Breaking Even

“When it gets back to break-even I’ll sell it.”

That’s what a lot of people say when faced with a market downturn–whether it’s individual equity holdings or the entire market. But how do you tell that you’ve broken even?

By most people’s estimates, the market is about 10% below its high point. Back in late 2007, the Dow hit 14,100 and now its 12,600. But that ignores dividends. If you reinvested your dividends back into the market, the Dow is basically back to its 2007 levels—the S&P is a little below there. Then again, there’s inflation. Gas prices and food have driven up prices about 9% in the three-and-a-half years since the market’s high. So, adjusting for inflation, the market is still down some 10%

But waiting break-even isn’t a sound way to manage a portfolio. A stock doesn’t know you own it, and it certainly doesn’t understand what your cost-basis is. In fact, the only folks that care about what you paid are Uncle Sam and your accountant.
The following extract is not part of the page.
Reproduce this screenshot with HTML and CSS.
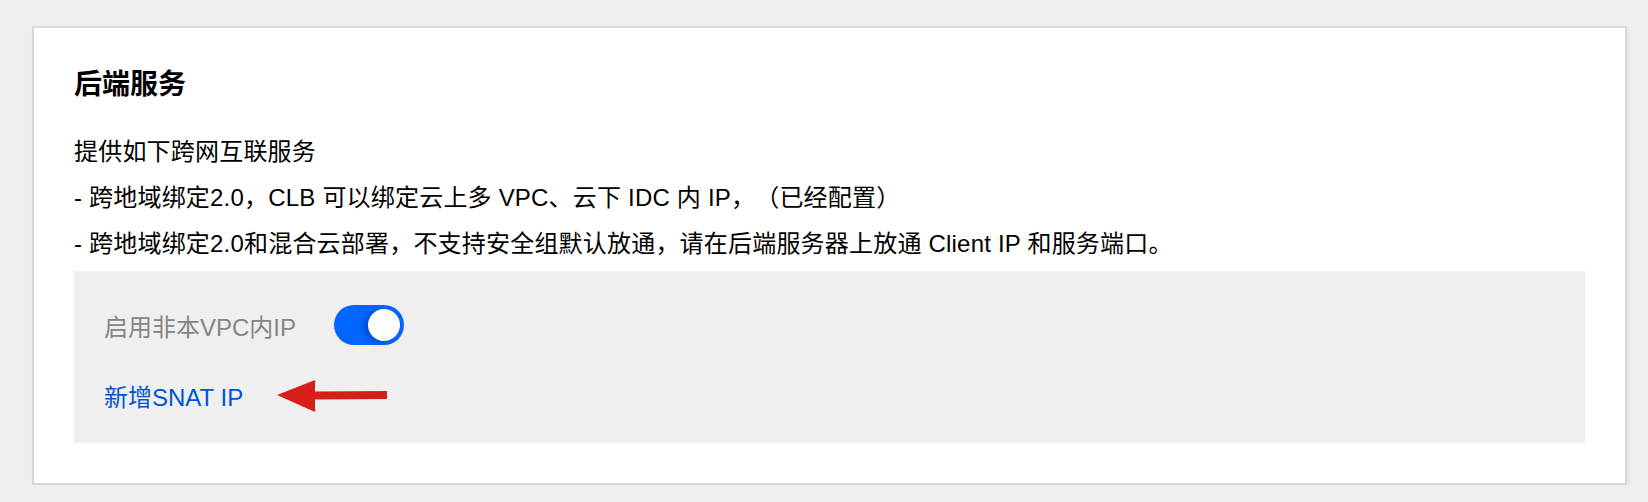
FILE: index.html
```html
<!DOCTYPE html>
<html>
<head lang="zh-CN">
  <meta charset="UTF-8">
  <title>后端服务</title>
  <link rel="stylesheet" href="styles.css">
</head>
<body>
  <div class="card">
    <h2 class="title">后端服务</h2>
    <div class="desc">
      <p>提供如下跨网互联服务</p>
      <p>- 跨地域绑定2.0，CLB 可以绑定云上多 VPC、云下 IDC 内 IP，（已经配置）</p>
      <p>- 跨地域绑定2.0和混合云部署，不支持安全组默认放通，请在后端服务器上放通 Client IP 和服务端口。</p>
    </div>
    <div class="panel">
      <div class="row">
        <span class="label">启用非本VPC内IP</span>
        <span class="switch on"><i class="knob"></i></span>
      </div>
      <div class="row link-row">
        <a class="link" href="#">新增SNAT IP</a>
        <!-- 标注箭头 -->
        <svg class="arrow" width="110" height="32" viewBox="0 0 110 32">
          <path d="M0 15 L38 0 L38 11.5 L110 11 L110 19 L38 19.5 L38 32 Z" fill="#d71f1a"/>
        </svg>
      </div>
    </div>
  </div>
</body>
</html>
```

FILE: styles.css
```css
* {
  margin: 0;
  padding: 0;
}
body {
  background: #efefef;
  padding: 26px 21px 0 32px;
  font-family: "Liberation Sans", "Noto Sans CJK SC", sans-serif;
  color: #000;
  text-spacing-trim: space-all;
}
.card {
  background: #fff;
  border: 2px solid #d9d9d9;
  box-shadow: 2px 3px 6px rgba(0, 0, 0, 0.06);
  padding: 37px 40px 40px 40px;
}
.title {
  font-size: 28px;
  line-height: 40px;
  font-weight: bold;
}
.desc {
  margin-top: 24px;
  font-size: 24px;
  line-height: 46px;
  letter-spacing: 0.2px;
}
.panel {
  margin-top: 4px;
  background: #efefef;
  padding: 34px 30px 28px 30px;
}
.row {
  display: flex;
  align-items: center;
  height: 40px;
  font-size: 24px;
}
.label {
  width: 230px;
  color: #858585;
}
.switch {
  width: 70px;
  height: 40px;
  border-radius: 20px;
  background: #0066ff;
  display: flex;
  align-items: center;
  justify-content: flex-end;
  padding-right: 4px;
  box-sizing: border-box;
}
.knob {
  width: 32px;
  height: 32px;
  border-radius: 50%;
  background: #fff;
  box-shadow: -4px 1px 6px rgba(0, 30, 110, 0.35);
}
.link-row {
  margin-top: 30px;
  position: relative;
}
.link {
  color: #0052d9;
  text-decoration: none;
}
.arrow {
  position: absolute;
  left: 173px;
  top: 5px;
}
```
Taxes are the only real reason to consider what a stock cost—an historical artifact.

What really matters is the future—what a stock is going to do, if they can continue to increase their dividends, if their business is going to expand. Where an investor bought a stock doesn’t help in figuring those things out.

Getting back to break-even is a natural feeling, especially if a stock goes down right after you buy. But what matters is the future. And history doesn’t tell you that.